At Central Congregational, services are scheduled for 7:30 tonight. While some churches have Ash Wednesday services early in the day, the Rev. Spencer says her church waits until evening, because Jesus warned against showy displays of piety. “Beware of practicing your piety before others in order to be seen by” others, reads the Gospel according to Matthew, in the King James Version of the Bible.
At Central Congregational, the communion table is open to anyone who finds meaning in the life of Jesus Christ, the Rev. Spencer says.
The Rev. Jonathan Almond, minister at Mathewson Street United Methodist Church in downtown Providence, will officiate at services beginning at 9 a.m.

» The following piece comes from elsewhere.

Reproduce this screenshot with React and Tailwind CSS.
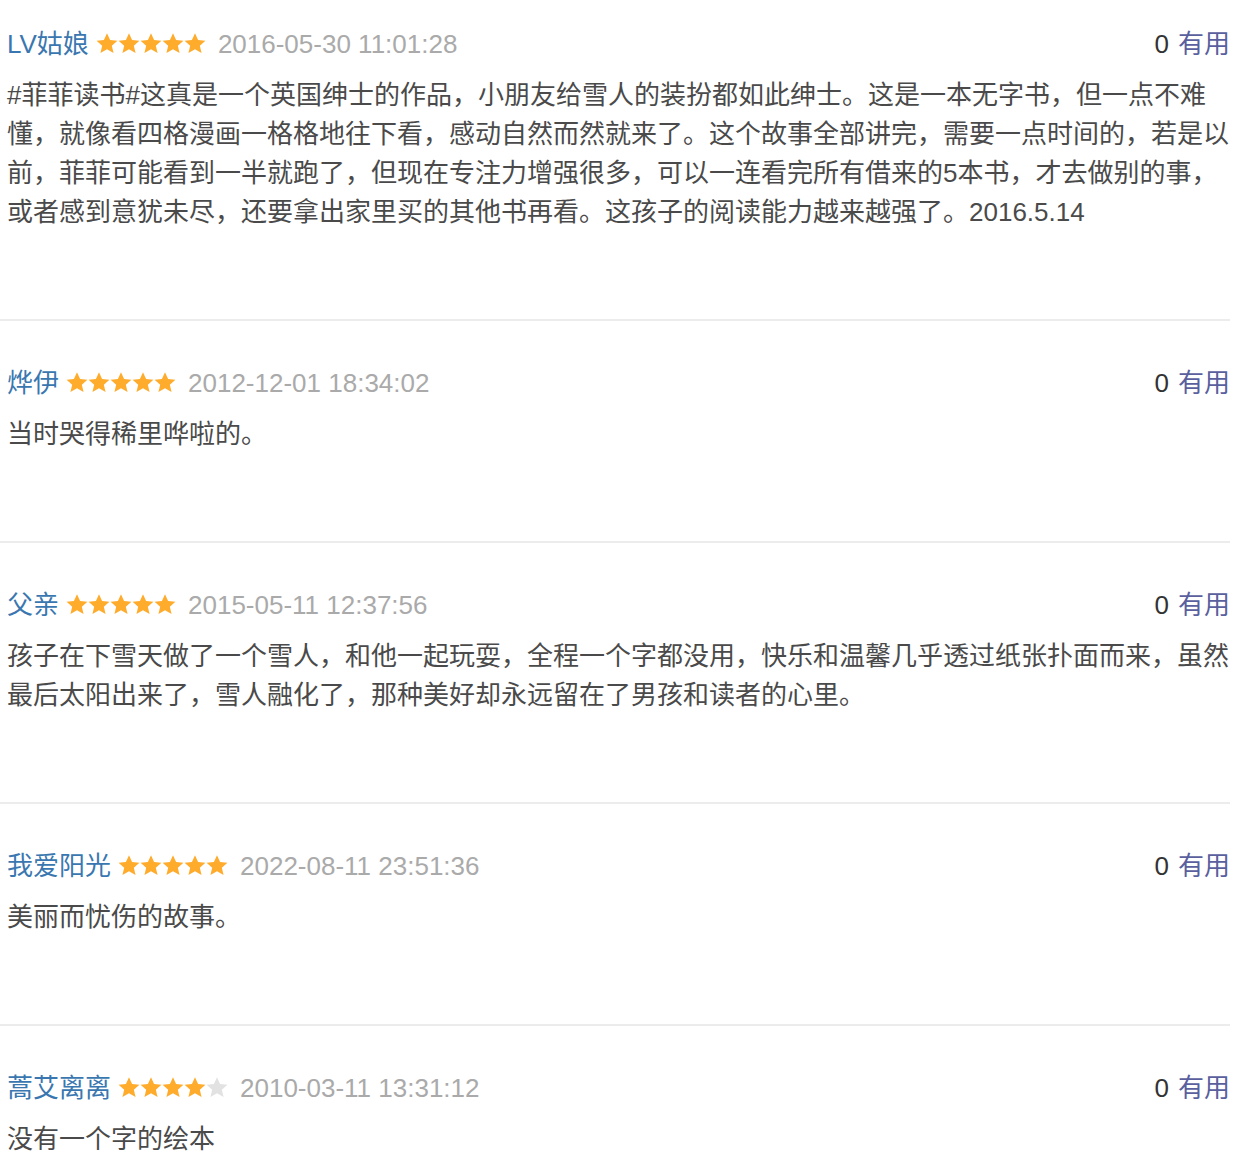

Almond, too, remembers a time when Methodists did not have Ash Wednesday services.
Almond says that his denomination began celebrating beginning of Lent in the 1960s and 1970s as a result of the ecumenical religious movement and the Second Vatican Council (1962 to 1965) in the Catholic church. “We began to enjoy a sense of sacrament and began to highlight Lent and Ash Wednesday.”
The Second Vatican Council called for a renewal of Lent, recovering its ancient baptismal character.
This morning, the Rev. Almond said, he will read from the Prophet Joel, who issued a clarion call to return to the Lord “with fasting, and weeping and mourning.” Joel also reminds us that our God is “gracious and merciful….slow to anger, rich in kindness and relenting in punishment.”
Throughout the state today, Christians will flock to churches and will be reminded of their own mortality, hearing someone say a version of these words, “Remember that you are dust, and to dust you shall return.”